More than 1,000 participants took part in the conference workshops and sessions. Because SNCC has influenced and engaged with contemporary activists, planners made sure the events were free and intergenerational.
Presenters included actor/activist Danny Glover; Minnesota Attorney General Keith Ellison; New Georgia Coalition’s Nse Ufot; NAACP president Derrick Johnson; Ash-Lee Woodard Henderson, Highlander Center co-director; Shirley Sherrod, co-founder of New Communities in Southwest Georgia; and historian/activist Paul Ortiz.
Among the highlights were the “Stand Up and Shout: The SNCC Freedom & Justice Concert” with spirited performances that evoked church mass meetings.
SNCC veterans and concert coordinators Karen Spellman and Gwendolyn Zoharah Simmons— described the gala as a “multi-generational musical tribute celebrating six decades of artists/activists. While organizing and demonstrating and going to jail, they never failed to remind us through their music and verse that [we] ‘Ain’t Gonna Let Nobody Turn Us ‘Round’ or to ‘Keep Your Eyes on the Prize, Hold On’.”

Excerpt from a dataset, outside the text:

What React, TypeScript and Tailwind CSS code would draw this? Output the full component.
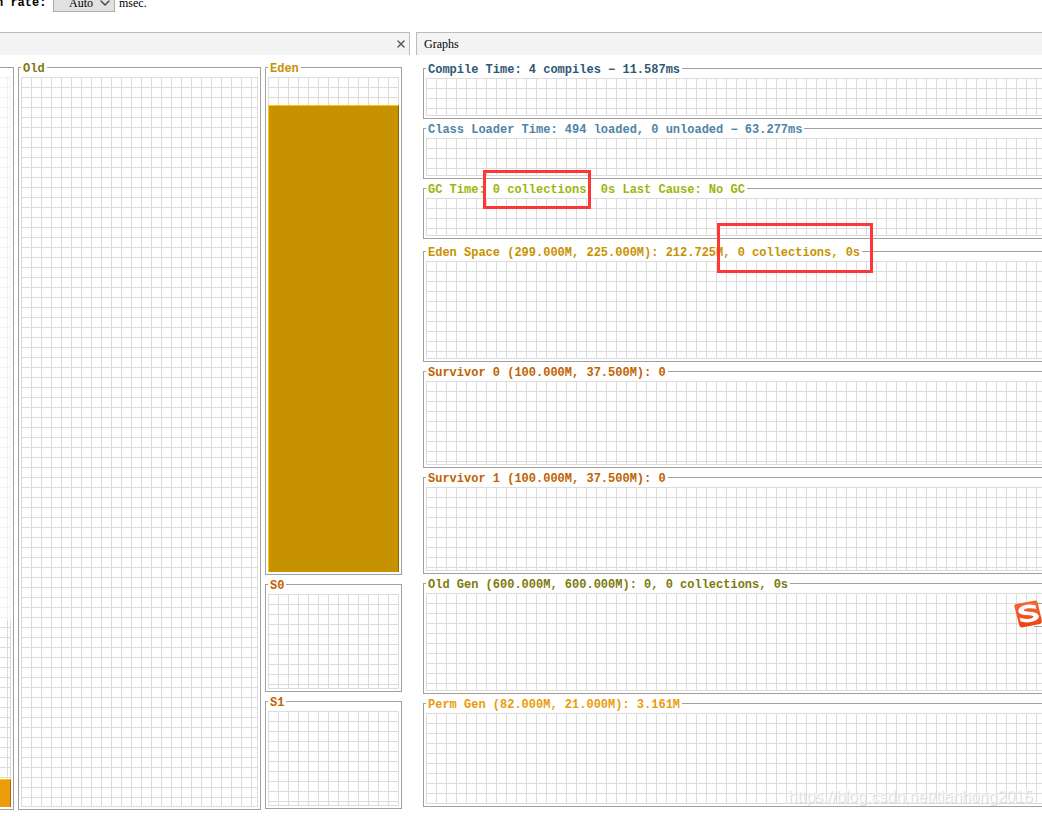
import type { ReactNode } from "react";
import { ChevronDown, X } from "lucide-react";
import clsx from "clsx";

interface PanelProps {
  title: string;
  color: string;
  size: string;
  className?: string;
  children?: ReactNode;
}

const GRID =
  "flex flex-col border-r border-b border-[#dcdcdc] bg-[linear-gradient(#dcdcdc_1px,transparent_1px),linear-gradient(to_right,#dcdcdc_1px,transparent_1px)] bg-[size:10px_10px]";

const GRAPHS: PanelProps[] = [
  { title: "Compile Time: 4 compiles − 11.587ms", color: "text-[#2f5875]", size: "h-[38px]" },
  { title: "Class Loader Time: 494 loaded, 0 unloaded − 63.277ms", color: "text-[#4f84a6]", size: "h-[38px]" },
  { title: "GC Time: 0 collections, 0s Last Cause: No GC", color: "text-[#9cb60c]", size: "h-[38px]" },
  {
    title: "Eden Space (299.000M, 225.000M): 212.725M, 0 collections, 0s",
    color: "text-[#c79200]",
    size: "h-[98px]",
    className: "mt-[3px]",
  },
  { title: "Survivor 0 (100.000M, 37.500M): 0", color: "text-[#c16200]", size: "h-[84px]" },
  { title: "Survivor 1 (100.000M, 37.500M): 0", color: "text-[#c16200]", size: "h-[84px]" },
  { title: "Old Gen (600.000M, 600.000M): 0, 0 collections, 0s", color: "text-[#7c7a0a]", size: "h-[98px]" },
  { title: "Perm Gen (82.000M, 21.000M): 3.161M", color: "text-[#eb9c0a]", size: "h-[91px]" },
];

function Panel({ title, color, size, className, children }: PanelProps) {
  return (
    <fieldset className={clsx("min-w-0 border border-[#a0a0a0] px-[2px] pt-[3px] pb-[2px]", className)}>
      <legend className={clsx("px-[2px] pt-[3px] text-[12px] leading-[10px] font-bold whitespace-nowrap", color)}>
        {title}
      </legend>
      <div className={clsx(GRID, size)}>{children}</div>
    </fieldset>
  );
}

function Toolbar() {
  return (
    <div className="flex h-8 items-start overflow-hidden">
      <label htmlFor="rate" className="-mt-[4px] -ml-1 w-[57px] text-[12px] leading-[14px] font-bold whitespace-nowrap">
        h rate:
      </label>
      <div className="relative -mt-[6px]">
        <select
          id="rate"
          className="block h-[18px] w-[62px] appearance-none border border-[#adadad] bg-[#e1e1e1] pl-[15px] font-['Liberation_Serif',serif] text-[12px] leading-[14px]"
        >
          <option>Auto</option>
        </select>
        <ChevronDown className="pointer-events-none absolute top-[1px] right-[2px] size-4 text-[#444]" strokeWidth={2} />
      </div>
      <span className="-mt-[4px] ml-1 font-['Liberation_Serif',serif] text-[12px] leading-[14px]">msec.</span>
    </div>
  );
}

function Spaces() {
  return (
    <section className="w-[410px] shrink-0">
      <div className="flex h-[23px] items-center justify-end border-t border-r border-[#bcbcbc] bg-[#f4f4f4] pr-[2px]">
        <button type="button" aria-label="Close">
          <X className="size-3 text-[#5a5a5a]" strokeWidth={3} />
        </button>
      </div>
      <div className="flex items-start gap-1 pt-[6px]">
        {/* Perm, mostly scrolled out on the left */}
        <div className="mt-[6px] w-[14px] border-y border-r border-[#a0a0a0] pt-[9px] pr-[2px] pb-[2px]">
          <div className={clsx(GRID, "h-[730px] justify-between bg-[position:7px_0]")}>
            <div className="-mr-px h-[543px] bg-white/60" />
            <div className="-mr-px -mb-px h-[28px] border-t border-r border-t-[#ffc800] border-r-[#a56d06] bg-[#eb9c0a]" />
          </div>
        </div>
        <Panel title="Old" color="text-[#7c7a0a]" size="h-[730px]" className="w-[243px]" />
        <div className="flex w-[137px] flex-col gap-[3px]">
          <Panel title="Eden" color="text-[#c79200]" size="h-[495px] justify-end">
            <div className="-mr-px -mb-px h-[467px] border-t border-r border-l border-t-[#ffc800] border-r-[#8b6600] border-l-[#ffc800] bg-[#c79200]" />
          </Panel>
          <Panel title="S0" color="text-[#c16200]" size="h-[95px]" />
          <Panel title="S1" color="text-[#c16200]" size="h-[95px]" />
        </div>
      </div>
    </section>
  );
}

function SogouBadge() {
  return (
    <div className="absolute top-[570px] right-0 flex w-7 justify-end">
      <div className="mt-[1px] h-6 w-2 border-y border-[#a0a0a0] bg-white" />
      <svg viewBox="0 0 28 28" className="absolute -top-[2px] left-0 size-7" aria-hidden="true">
        <defs>
          <linearGradient id="badge" x1="0" y1="0" x2="0" y2="1">
            <stop offset="0" stopColor="#f5683a" />
            <stop offset="1" stopColor="#ee4410" />
          </linearGradient>
        </defs>
        <path
          d="M2 4 L21 0.6 Q23 0.4 23.5 2 L28 21 Q28 23.5 26 24 L8 27.4 Q6 27.4 5.3 25.5 L0.4 6.5 Q0 4.4 2 4Z"
          fill="url(#badge)"
        />
        <path
          d="M21.5 5.2 L22.3 9 C17 7.6 11 8 10 10 C9.4 11.6 14 11.4 18 12 C23 12.6 25.6 14.6 24.6 17.6 C23.2 21.6 14 23.6 6.6 21.6 L5.6 17.8 C11 19.6 18.4 19.2 19.4 17 C20 15.4 15.4 15.6 11.4 15 C6 14.4 3.4 12.4 4.6 9.4 C6.4 5.2 15 3.6 21.5 5.2Z"
          fill="#fff"
        />
      </svg>
    </div>
  );
}

function Graphs() {
  return (
    <section className="relative min-w-0 flex-1 overflow-hidden">
      <h2 className="flex h-[23px] items-center border-t border-l border-[#bcbcbc] bg-[#f4f4f4] pl-[7px] font-['Liberation_Serif',serif] text-[12px]">
        Graphs
      </h2>
      <div className="-mr-1 flex flex-col gap-[3px] pt-[7px] pl-[7px]">
        {GRAPHS.map((graph) => (
          <Panel key={graph.title} {...graph} />
        ))}
      </div>

      {/* Highlights over the collection counters */}
      <div className="absolute top-[138px] left-[67px] h-[39px] w-[108px] border-3 border-[#fb3737]" />
      <div className="absolute top-[191px] left-[301px] h-[50px] w-[156px] border-3 border-[#fb3737]" />

      <SogouBadge />
      <p className="absolute top-[756px] right-[9px] font-['Liberation_Sans',sans-serif] text-[16px] leading-[18px] text-white/70 [text-shadow:1px_1px_1px_#d4d4d4]">
        https://blog.csdn.net/tianhong2015
      </p>
    </section>
  );
}

export default function App() {
  return (
    <main className="min-h-screen overflow-hidden bg-white font-['Liberation_Mono',monospace] text-black">
      <Toolbar />
      <div className="flex gap-[6px]">
        <Spaces />
        <Graphs />
      </div>
    </main>
  );
}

“This anniversary is very, very important,” Simmons told ESSENCE. The Tennessee native was a Spelman College student when she joined SNCC in 1962. Her experience living with fellow SNCC members at the home of a Black family in Mississippi was unforgettable.
“The [matriarch] was a NAACP member. At night, she would sit with a shotgun in her lap in case the Klan came through.”

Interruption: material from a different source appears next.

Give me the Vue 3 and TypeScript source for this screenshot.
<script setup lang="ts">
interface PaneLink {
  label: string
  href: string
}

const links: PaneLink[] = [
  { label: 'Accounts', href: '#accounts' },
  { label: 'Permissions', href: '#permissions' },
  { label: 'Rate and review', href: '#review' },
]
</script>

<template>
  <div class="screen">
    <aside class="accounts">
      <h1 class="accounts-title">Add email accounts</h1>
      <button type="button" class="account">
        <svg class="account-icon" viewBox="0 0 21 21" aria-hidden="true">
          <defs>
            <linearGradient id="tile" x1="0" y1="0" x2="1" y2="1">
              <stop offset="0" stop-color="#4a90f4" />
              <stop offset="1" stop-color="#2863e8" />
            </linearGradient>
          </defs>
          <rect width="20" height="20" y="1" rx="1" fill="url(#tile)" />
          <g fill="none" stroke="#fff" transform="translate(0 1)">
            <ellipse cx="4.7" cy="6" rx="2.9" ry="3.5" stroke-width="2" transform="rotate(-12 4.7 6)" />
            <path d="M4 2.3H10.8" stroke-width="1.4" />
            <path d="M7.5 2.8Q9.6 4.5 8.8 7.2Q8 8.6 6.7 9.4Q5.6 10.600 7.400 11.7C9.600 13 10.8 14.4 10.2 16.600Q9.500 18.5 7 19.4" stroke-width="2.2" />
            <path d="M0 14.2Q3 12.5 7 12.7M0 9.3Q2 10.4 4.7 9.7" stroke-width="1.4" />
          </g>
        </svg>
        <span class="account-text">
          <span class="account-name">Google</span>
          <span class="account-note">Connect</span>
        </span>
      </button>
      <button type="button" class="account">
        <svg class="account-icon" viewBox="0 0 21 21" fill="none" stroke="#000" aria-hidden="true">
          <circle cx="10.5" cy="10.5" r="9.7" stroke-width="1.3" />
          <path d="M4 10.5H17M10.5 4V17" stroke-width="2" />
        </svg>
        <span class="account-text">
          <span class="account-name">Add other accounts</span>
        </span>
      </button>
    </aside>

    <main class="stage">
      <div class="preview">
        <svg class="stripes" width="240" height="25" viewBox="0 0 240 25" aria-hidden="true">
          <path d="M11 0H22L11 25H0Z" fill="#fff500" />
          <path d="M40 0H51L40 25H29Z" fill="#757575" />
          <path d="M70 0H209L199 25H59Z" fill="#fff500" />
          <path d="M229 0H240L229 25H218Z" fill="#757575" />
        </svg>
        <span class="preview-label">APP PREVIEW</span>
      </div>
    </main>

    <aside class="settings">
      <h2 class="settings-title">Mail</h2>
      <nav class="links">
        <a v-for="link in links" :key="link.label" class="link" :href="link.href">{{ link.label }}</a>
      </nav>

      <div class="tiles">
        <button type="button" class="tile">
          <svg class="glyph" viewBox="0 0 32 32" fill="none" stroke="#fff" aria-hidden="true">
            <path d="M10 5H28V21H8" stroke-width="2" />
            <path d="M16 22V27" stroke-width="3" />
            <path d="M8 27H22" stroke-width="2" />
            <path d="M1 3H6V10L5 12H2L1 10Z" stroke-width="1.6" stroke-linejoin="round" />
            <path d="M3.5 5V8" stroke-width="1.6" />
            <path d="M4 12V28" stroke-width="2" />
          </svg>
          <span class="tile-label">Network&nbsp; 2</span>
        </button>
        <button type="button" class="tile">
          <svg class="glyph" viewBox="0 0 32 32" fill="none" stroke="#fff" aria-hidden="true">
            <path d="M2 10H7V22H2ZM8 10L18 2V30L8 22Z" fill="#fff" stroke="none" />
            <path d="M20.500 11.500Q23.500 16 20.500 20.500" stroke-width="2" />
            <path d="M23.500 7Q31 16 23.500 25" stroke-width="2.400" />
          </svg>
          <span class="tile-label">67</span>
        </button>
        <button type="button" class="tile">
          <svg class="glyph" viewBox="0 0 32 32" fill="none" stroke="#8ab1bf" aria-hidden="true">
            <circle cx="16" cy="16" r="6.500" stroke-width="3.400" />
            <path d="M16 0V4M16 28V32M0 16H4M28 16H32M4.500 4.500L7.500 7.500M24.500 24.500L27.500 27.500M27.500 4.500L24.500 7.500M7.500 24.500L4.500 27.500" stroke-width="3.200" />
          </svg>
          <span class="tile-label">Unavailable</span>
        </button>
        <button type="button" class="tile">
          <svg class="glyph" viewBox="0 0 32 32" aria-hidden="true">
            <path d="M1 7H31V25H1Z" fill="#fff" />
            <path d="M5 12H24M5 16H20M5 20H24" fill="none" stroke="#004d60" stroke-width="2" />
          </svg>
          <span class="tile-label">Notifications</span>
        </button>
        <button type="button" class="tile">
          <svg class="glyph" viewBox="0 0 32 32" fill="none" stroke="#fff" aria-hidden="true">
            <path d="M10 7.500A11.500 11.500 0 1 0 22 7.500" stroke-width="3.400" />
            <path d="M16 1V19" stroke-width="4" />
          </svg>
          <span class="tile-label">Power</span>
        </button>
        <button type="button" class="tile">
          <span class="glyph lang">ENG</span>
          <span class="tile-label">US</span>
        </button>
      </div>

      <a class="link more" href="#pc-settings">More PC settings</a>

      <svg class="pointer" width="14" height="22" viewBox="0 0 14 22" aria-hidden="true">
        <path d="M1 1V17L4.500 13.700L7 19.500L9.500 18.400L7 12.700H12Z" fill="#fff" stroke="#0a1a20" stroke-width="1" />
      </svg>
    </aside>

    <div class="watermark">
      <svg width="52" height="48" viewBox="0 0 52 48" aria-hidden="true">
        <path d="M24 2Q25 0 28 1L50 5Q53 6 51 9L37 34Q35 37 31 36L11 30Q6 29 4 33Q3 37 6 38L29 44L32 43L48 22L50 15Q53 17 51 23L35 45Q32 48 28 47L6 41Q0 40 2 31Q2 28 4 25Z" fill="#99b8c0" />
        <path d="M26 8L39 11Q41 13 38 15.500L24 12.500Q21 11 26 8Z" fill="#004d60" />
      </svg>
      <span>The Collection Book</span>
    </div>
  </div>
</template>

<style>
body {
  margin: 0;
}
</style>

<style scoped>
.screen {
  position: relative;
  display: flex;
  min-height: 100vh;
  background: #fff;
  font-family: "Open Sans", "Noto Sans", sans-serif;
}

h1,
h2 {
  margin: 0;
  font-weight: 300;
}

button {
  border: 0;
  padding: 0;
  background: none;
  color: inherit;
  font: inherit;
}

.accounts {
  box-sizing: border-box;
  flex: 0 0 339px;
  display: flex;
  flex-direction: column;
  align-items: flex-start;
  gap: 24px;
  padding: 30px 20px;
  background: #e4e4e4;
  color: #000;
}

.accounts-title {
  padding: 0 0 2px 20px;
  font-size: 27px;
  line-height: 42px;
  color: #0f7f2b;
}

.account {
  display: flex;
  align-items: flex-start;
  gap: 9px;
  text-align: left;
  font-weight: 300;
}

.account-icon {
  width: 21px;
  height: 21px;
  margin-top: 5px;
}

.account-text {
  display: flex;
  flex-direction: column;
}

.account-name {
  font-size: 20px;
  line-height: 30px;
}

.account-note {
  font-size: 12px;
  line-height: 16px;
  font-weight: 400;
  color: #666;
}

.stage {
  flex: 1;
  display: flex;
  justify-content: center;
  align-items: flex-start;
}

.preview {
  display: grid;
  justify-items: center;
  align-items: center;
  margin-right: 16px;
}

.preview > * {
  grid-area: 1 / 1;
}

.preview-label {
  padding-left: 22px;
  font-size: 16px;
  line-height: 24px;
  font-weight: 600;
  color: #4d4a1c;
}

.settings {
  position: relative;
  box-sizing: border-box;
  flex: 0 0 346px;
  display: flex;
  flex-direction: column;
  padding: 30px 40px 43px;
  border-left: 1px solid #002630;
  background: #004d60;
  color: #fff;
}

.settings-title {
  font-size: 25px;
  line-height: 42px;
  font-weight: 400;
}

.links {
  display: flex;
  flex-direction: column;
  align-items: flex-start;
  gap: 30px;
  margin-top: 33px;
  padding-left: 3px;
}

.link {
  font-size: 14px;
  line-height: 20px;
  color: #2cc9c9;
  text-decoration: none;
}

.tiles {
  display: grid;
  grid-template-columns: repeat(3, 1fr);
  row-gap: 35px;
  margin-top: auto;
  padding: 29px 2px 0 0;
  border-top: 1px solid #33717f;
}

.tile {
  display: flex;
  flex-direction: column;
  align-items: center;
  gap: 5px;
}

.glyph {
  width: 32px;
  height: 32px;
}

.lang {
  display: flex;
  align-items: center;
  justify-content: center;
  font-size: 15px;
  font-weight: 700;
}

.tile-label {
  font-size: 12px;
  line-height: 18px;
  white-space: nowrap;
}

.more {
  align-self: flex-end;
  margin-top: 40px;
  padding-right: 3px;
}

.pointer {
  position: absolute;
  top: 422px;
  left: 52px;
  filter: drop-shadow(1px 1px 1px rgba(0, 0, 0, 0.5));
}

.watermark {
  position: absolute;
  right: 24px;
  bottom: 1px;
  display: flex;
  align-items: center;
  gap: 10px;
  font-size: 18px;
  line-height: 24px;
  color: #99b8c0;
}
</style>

“We knew this work would put our lives on the line,” she added. “But SNCC became family. And while sometimes we may have had differences of opinions or rifts, at the end of the day, the bonds were never broken.”
Jennifer Lawson, another SNCC veteran who also served on the conference planning committee, agreed. Raised in Alabama, she became active in the movement around age 15. “ I had grown up with segregation and racism. I said: ‘I will march.’”
In May 1963 in Birmingham, Black youth took part in the Children’s March. Fire hoses, police dogs, and threatening mobs awaited many of them. “I was arrested before that,” explains Lawson of the demonstrations. “The adults hailed us for our courage.”
Lawson remained active in the movement while attending Tuskegee University in Alabama. As she and fellow students marched on the state capitol in Montgomery, state troopers brandished billy clubs and folks were hauled off to jail.
Lawson went on to become a SNCC field secretary in Lowndes County in Alabama’s Black Belt. She then held key roles with the organization in Atlanta. Later in life, she served as head of programming at PBS, and launched her own media/film company. Now retired, she seeks to further educate and inspire about SNCC. “We must tell the stories. Many young people lack a connection to our collective history.”
Cox said the veteran activists are looking with hope to young activists. “As it was with SNCC organizers in the 1960s, it is the young who will bring renewed energy and vision to this struggle… and it’s to them that the future belongs.”